Drug regulators, both in China and the U.S., usually require three phases of clinical trials to test the safety and effectiveness of medical products, which takes six to 11 years. Around 1 out of 10 projects that pass the first phase eventually put products on the market.
In order to remind investors of the risks of investing in preprofit firms, Chung of HKEX said the bourse will add the suffix “B” to biotech firms’ stock codes.
Other requirements for a Hong Kong listing include a valuation of at least HK$1.5 billion ($191 million) and enough available working capital to cover at least 125% of the group’s costs for at least the next 12 months.
China Life’s Zhang said the valuation should not be a problem, as many Chinese biotech firms are valued at $200 million even at their series B funding round.
But the real problem is how to accurately valuate a company before it records any earnings.
Neither China’s regulators nor its investors have much experience in valuating a biotech company, as they traditionally use a firm’s sales and profit as their main guide, said Zhang Jialin, a senior health care analyst at ICBC International Holdings Ltd.
There are many uncertainties when it comes to a clinical-stage firm’s value, such as research and production costs, potential patient base, market share and prices, which can significantly affect the accuracy of valuation, said Zhang Xiao, vice president of CEC Capital’s health care team.
Making accurate estimations based on what information is available requires strong and solid expertise in health care.

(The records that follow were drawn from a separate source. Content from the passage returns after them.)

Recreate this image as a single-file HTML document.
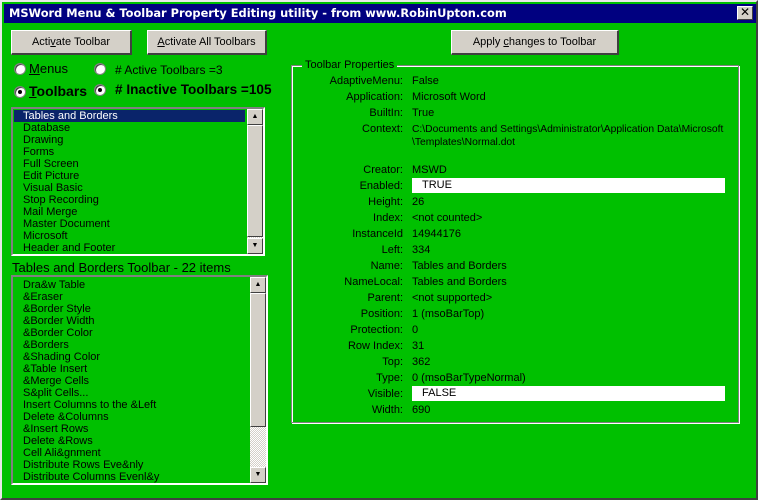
<!DOCTYPE html>
<html><head><style>
*{margin:0;padding:0;box-sizing:border-box}
body{width:758px;height:500px;background:#d4d0c8;font-family:"Liberation Sans",sans-serif;font-size:11px;position:relative;overflow:hidden}
.win{position:absolute;left:0;top:0;width:758px;height:500px;border:2px solid #e8e8e8;border-right-color:#404040;border-bottom-color:#404040;background:#00c000}
.title{position:absolute;left:2px;top:2px;width:752px;height:19px;background:#000080;color:#fff;font-weight:bold;font-size:11.4px;line-height:19px;padding-left:5px;font-family:"DejaVu Sans",sans-serif}
.x{position:absolute;right:3px;top:2px;width:16px;height:14px;background:#d4d0c8;border:1px solid #fff;border-right-color:#404040;border-bottom-color:#404040;color:#000;font-size:12px;line-height:11px;text-align:center;font-weight:bold}
.a{position:absolute}
.btn{position:absolute;background:#d4d0c8;border:1px solid #fff;border-right:2px solid #404040;border-bottom:2px solid #404040;text-align:center;line-height:23px;color:#000}
.rad{position:absolute;width:12px;height:12px;border-radius:50%;background:#fff;border:1px solid #808080;box-shadow:inset 1px 1px 0 #404040}
.rad.on::after{content:"";position:absolute;left:3px;top:3px;width:4px;height:4px;border-radius:50%;background:#000}
.list{position:absolute;border:2px solid #808080;border-right-color:#fff;border-bottom-color:#fff;background:#00c000}
.list div.r{height:12px;line-height:12px;padding-left:9px;white-space:nowrap}
.sb{position:absolute;top:0;right:0;width:16px;bottom:0;background:repeating-conic-gradient(#fff 0 25%,#d4d0c8 0 50%) 0 0/2px 2px}
.sbb{position:absolute;left:0;width:16px;height:16px;background:#d4d0c8;border:1px solid #fff;border-right-color:#404040;border-bottom-color:#404040;font-size:7px;text-align:center;line-height:14px}
.lab{position:absolute;width:110px;text-align:right;left:293px}
.val{position:absolute;left:412px}
.wb{position:absolute;left:412px;width:313px;height:15px;background:#fff;padding-left:10px;line-height:15px}
</style></head><body>
<div class="win">
<div class="title">MSWord Menu &amp; Toolbar Property Editing utility - from www.RobinUpton.com<div class="x">✕</div></div>
</div>
<div class="btn" style="left:11px;top:30px;width:121px;height:25px">Acti<u>v</u>ate Toolbar</div>
<div class="btn" style="left:147px;top:30px;width:120px;height:25px"><u>A</u>ctivate All Toolbars</div>
<div class="btn" style="left:451px;top:30px;width:168px;height:25px">Apply <u>c</u>hanges to Toolbar</div>

<div class="rad" style="left:14px;top:63px"></div>
<div class="a" style="left:29px;top:61px;font-size:13px"><u>M</u>enus</div>
<div class="rad on" style="left:14px;top:86px"></div>
<div class="a" style="left:29px;top:83px;font-size:14px;font-weight:bold"><u>T</u>oolbars</div>
<div class="rad" style="left:94px;top:63px"></div>
<div class="a" style="left:115px;top:63px;font-size:12px"># Active Toolbars =3</div>
<div class="rad on" style="left:94px;top:84px"></div>
<div class="a" style="left:115px;top:82px;font-size:13.6px;font-weight:bold"># Inactive Toolbars =105</div>

<div class="list" style="left:11px;top:107px;width:254px;height:149px">
<div style="position:absolute;left:1px;top:1px;right:18px">
<div class="r" style="background:#0a246a;color:#fff">Tables and Borders</div>
<div class="r">Database</div><div class="r">Drawing</div><div class="r">Forms</div><div class="r">Full Screen</div><div class="r">Edit Picture</div><div class="r">Visual Basic</div><div class="r">Stop Recording</div><div class="r">Mail Merge</div><div class="r">Master Document</div><div class="r">Microsoft</div><div class="r">Header and Footer</div>
</div>
<div class="sb"><div class="sbb" style="top:0">▲</div><div class="sbb" style="top:16px;height:112px"></div><div class="sbb" style="bottom:0">▼</div></div>
</div>

<div class="a" style="left:12px;top:260px;font-size:13px">Tables and Borders Toolbar - 22 items</div>

<div class="list" style="left:11px;top:275px;width:257px;height:210px">
<div style="position:absolute;left:1px;top:2px;right:18px">
<div class="r">Dra&amp;w Table</div><div class="r">&amp;Eraser</div><div class="r">&amp;Border Style</div><div class="r">&amp;Border Width</div><div class="r">&amp;Border Color</div><div class="r">&amp;Borders</div><div class="r">&amp;Shading Color</div><div class="r">&amp;Table Insert</div><div class="r">&amp;Merge Cells</div><div class="r">S&amp;plit Cells...</div><div class="r">Insert Columns to the &amp;Left</div><div class="r">Delete &amp;Columns</div><div class="r">&amp;Insert Rows</div><div class="r">Delete &amp;Rows</div><div class="r">Cell Ali&amp;gnment</div><div class="r">Distribute Rows Eve&amp;nly</div><div class="r">Distribute Columns Evenl&amp;y</div>
</div>
<div class="sb"><div class="sbb" style="top:0">▲</div><div class="sbb" style="top:16px;height:134px"></div><div class="sbb" style="bottom:0">▼</div></div>
</div>

<div class="a" style="left:291px;top:65px;width:448px;height:358px;border:1px solid #808080;box-shadow:1px 1px 0 #fff inset,1px 1px 0 #fff"></div>
<div class="a" style="left:302px;top:59px;background:#00c000;padding:0 3px">Toolbar Properties</div>

<div class="lab" style="top:75px">AdaptiveMenu:</div><div class="val" style="top:75px">False</div>
<div class="lab" style="top:91px">Application:</div><div class="val" style="top:91px">Microsoft Word</div>
<div class="lab" style="top:107px">BuiltIn:</div><div class="val" style="top:107px">True</div>
<div class="lab" style="top:123px">Context:</div><div class="val" style="top:123px;line-height:13px;font-size:10.3px">C:\Documents and Settings\Administrator\Application Data\Microsoft<br>\Templates\Normal.dot</div>
<div class="lab" style="top:164px">Creator:</div><div class="val" style="top:164px">MSWD</div>
<div class="lab" style="top:180px">Enabled:</div><div class="wb" style="top:178px">TRUE</div>
<div class="lab" style="top:196px">Height:</div><div class="val" style="top:196px">26</div>
<div class="lab" style="top:212px">Index:</div><div class="val" style="top:212px">&lt;not counted&gt;</div>
<div class="lab" style="top:228px">InstanceId</div><div class="val" style="top:228px">14944176</div>
<div class="lab" style="top:244px">Left:</div><div class="val" style="top:244px">334</div>
<div class="lab" style="top:260px">Name:</div><div class="val" style="top:260px">Tables and Borders</div>
<div class="lab" style="top:276px">NameLocal:</div><div class="val" style="top:276px">Tables and Borders</div>
<div class="lab" style="top:292px">Parent:</div><div class="val" style="top:292px">&lt;not supported&gt;</div>
<div class="lab" style="top:308px">Position:</div><div class="val" style="top:308px">1 (msoBarTop)</div>
<div class="lab" style="top:324px">Protection:</div><div class="val" style="top:324px">0</div>
<div class="lab" style="top:340px">Row Index:</div><div class="val" style="top:340px">31</div>
<div class="lab" style="top:356px">Top:</div><div class="val" style="top:356px">362</div>
<div class="lab" style="top:372px">Type:</div><div class="val" style="top:372px">0 (msoBarTypeNormal)</div>
<div class="lab" style="top:388px">Visible:</div><div class="wb" style="top:386px">FALSE</div>
<div class="lab" style="top:404px">Width:</div><div class="val" style="top:404px">690</div>
</body></html>
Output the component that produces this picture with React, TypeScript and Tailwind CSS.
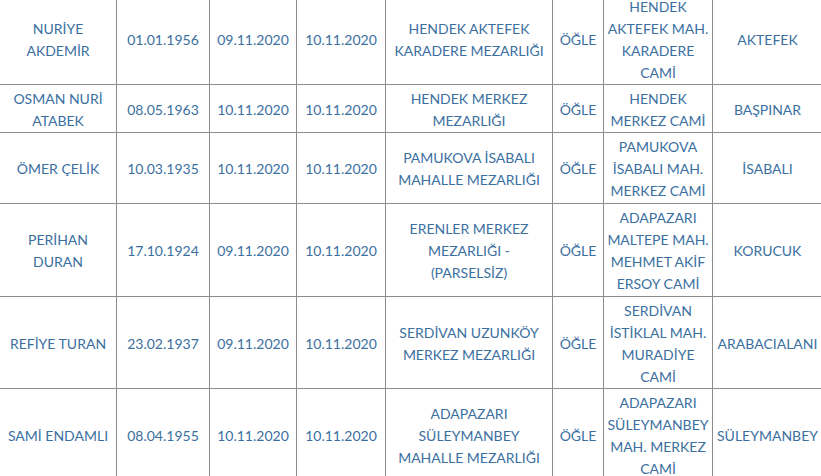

U.S. investors have accumulated decades of experience in studying such companies, said Brian Gu, former chairman of JPMorgan’s Asia-Pacific investment banking operation.
Also, individual investors make up more of the Hong Kong market than they do the U.S. market, and these investors are more vulnerable to risk than their institutional counterparts, Gu added.
As a result, it is important to understand a company by knowing its early-stage investors, their investment portfolio and knowledge of the industry, Gu said.
Gu said that it is also essential to look at the investment bank sponsors behind the firm because well-known banks are very selective when it comes to which companies’ IPOs they sponsor.
Two strings to the bow
Because the rule change isn’t official yet, most biotech companies that are looking to go public “have two strings to their bow” and are keeping their options open, Gu said.
One such example is Ascentage Pharma, a cancer and hepatitis B drug developer that has two of its products undergoing the second phase of clinical trials. Company co-founder Guo Ming said that the firm started to seek an IPO in the U.S. at the end of 2017, as it was the only option at the time; however, the Hong Kong rules might change in the coming months and the company is considering both places now.
Chung from HKEX said that if a company chooses a U.S. bourse, it can still go to Hong Kong for a secondary listing, and there will be increasing amounts of mainland capital circulating in the Hong Kong Stock Exchange.
After the stock connects between Hong Kong and the cities of Shanghai and Shenzhen were launched, capital from the Chinese mainland may help fund biotech companies, but it depends on whether Hang Seng Indexes Co. Ltd., which monitors stocks in Hong Kong, includes biotech firms in the stock connects.
Some companies have already made up their minds to list in Hong Kong instead of in the U.S.; Innovent Biologics Inc., which was trying to choose between the two places in January, according to a source close to its management, has now picked Hong Kong, a primary market investor told Caixin.
Fosun-backed cancer drug developer Shanghai Henlius Biotech Inc. is also likely to choose Hong Kong for its IPO, a source from an institutional investor told Caixin.
ICBC’s Zhang said that it costs more for Chinese biotech firms to list in the U.S., as they are less-familiar with the regulatory and market environment there.
A source from the primary market expects around 10 biotech firms to list in Hong Kong this year. But Chung said there isn’t a set limit.